The American Bankers Association and other financial trade groups have voiced strong opposition to the Durbin-Marshall credit card mandate being attached as an amendment to the GENIUS Act. In a letter addressed to Senate leaders, including Majority Leader Thune and Minority Leader Schumer, the associations expressed concerns about potential negative impacts on consumers, small businesses, and financial institutions.
"The Durbin Marshall Credit Card Mandate, a poison pill amendment that has not been properly considered through the regular legislative process, would harm consumers, small businesses, and financial institutions alike by reducing choice, increasing costs and fraud risks, and creating economic challenges for small financial institutions," the groups wrote.
The letter highlighted research indicating that savings from the Durbin-Marshall bill would largely benefit retailers with over $500 million in annual sales rather than small businesses. The associations argued that such legislation could entrench corporate megastores while disadvantaging smaller enterprises.
Small community-based financial institutions could also face challenges if the bill is enacted. The groups noted that interchange price controls might increase profits for large retailers but impair smaller institutions' ability to offer competitive products due to decreased revenue for lending and data security.
"As we saw with the Durbin Amendment, interchange price controls would increase profits of corporate megastores while impairing small financial institutions’ ability to provide competitive products and services to consumers and small businesses by decreasing revenue used for lending and data security while increasing operational costs," they wrote.
Interchange fees are used to fund various cardholder benefits like rewards programs.

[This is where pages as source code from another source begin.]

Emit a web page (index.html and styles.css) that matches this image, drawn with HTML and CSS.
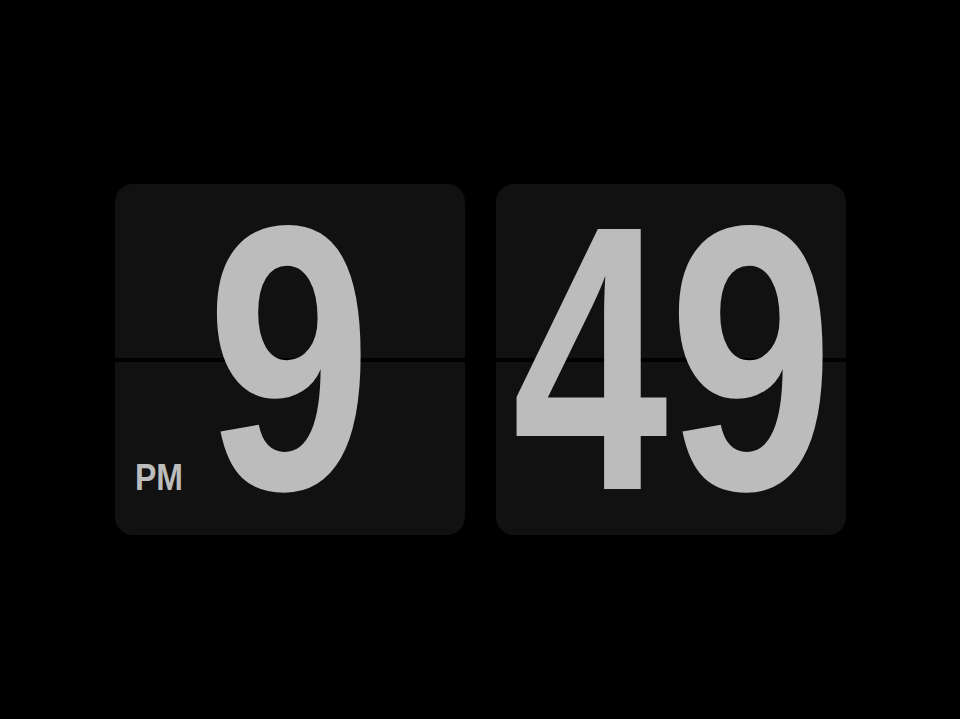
FILE: index.html
```html
<!DOCTYPE html>
<html>
<head>
<meta charset="utf-8">
<link rel="stylesheet" href="styles.css">
</head>
<body>
<main class="clock">
  <section class="card">
    <div class="digits">
      <span class="digit digit-9">9</span>
    </div>
    <div class="split"></div>
    <span class="ampm">PM</span>
  </section>
  <section class="card">
    <div class="digits">
      <span class="digit digit-4">4</span>
      <span class="digit digit-9">9</span>
    </div>
    <div class="split"></div>
  </section>
</main>
</body>
</html>
```
FILE: styles.css
```css
html, body {
  margin: 0;
  padding: 0;
  background: #000;
  height: 100%;
}
.clock {
  height: 719px;
  display: flex;
  align-items: center;
  justify-content: center;
  gap: 31px;
}
.card {
  width: 350px;
  height: 351px;
  background: #111111;
  border-radius: 18px;
  display: grid;
  grid-template: minmax(0, 1fr) / minmax(0, 1fr);
}
.card > * {
  grid-area: 1 / 1;
  min-width: 0;
  min-height: 0;
}
.digits {
  place-self: center;
  display: flex;
  justify-content: center;
  align-items: center;
}
.digit {
  margin: 0 -25px;
  font-family: "Liberation Sans", Arial, sans-serif;
  font-weight: 700;
  font-size: 378px;
  line-height: 0.8;
  color: #bcbcbc;
  display: inline-block;
}
.digit-9 {
  transform: translateY(-1px) scaleX(0.785);
}
.digit-4 {
  transform: translateY(-1px) scaleX(0.74);
}
.split {
  align-self: center;
  justify-self: stretch;
  height: 4px;
  margin-top: 1px;
  background: #000;
}
.ampm {
  align-self: end;
  justify-self: start;
  margin: 0 0 38px 20px;
  font-family: "Liberation Sans", Arial, sans-serif;
  font-weight: 700;
  font-size: 37.7px;
  line-height: 1;
  color: #bcbcbc;
  display: inline-block;
  transform: scaleX(0.85);
  transform-origin: left center;
}
```
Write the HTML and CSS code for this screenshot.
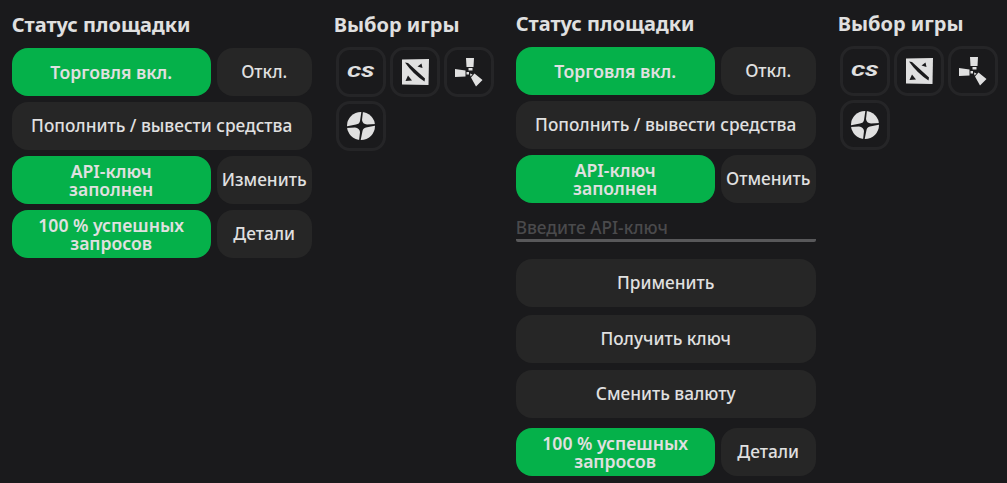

The letter warned that mandated routing reductions could diminish these programs, impacting minority and lower-income consumers who value them. A study cited by the International Center for Law and Economics found that 77% of cardholders with household incomes under $50,000 have active rewards cards.
"Despite false claims to the contrary, the bill would take away rewards options from lower-income Americans who value those rewards benefits, not just wealthy individuals," they wrote.
The associations concluded by emphasizing potential risks to the credit card system's security if the Durbin-Marshall bill passes. A Texas A&M University study suggested enactment could double fraud amounts based on 2021 activity.
"The payment card system is convenient, secure, and hassle-free. It protects consumers against fraud...and powers the American economy...The Durbin Marshall Credit Card Mandate...puts the seamlessness, security and value of consumer electronic payments in jeopardy," they said.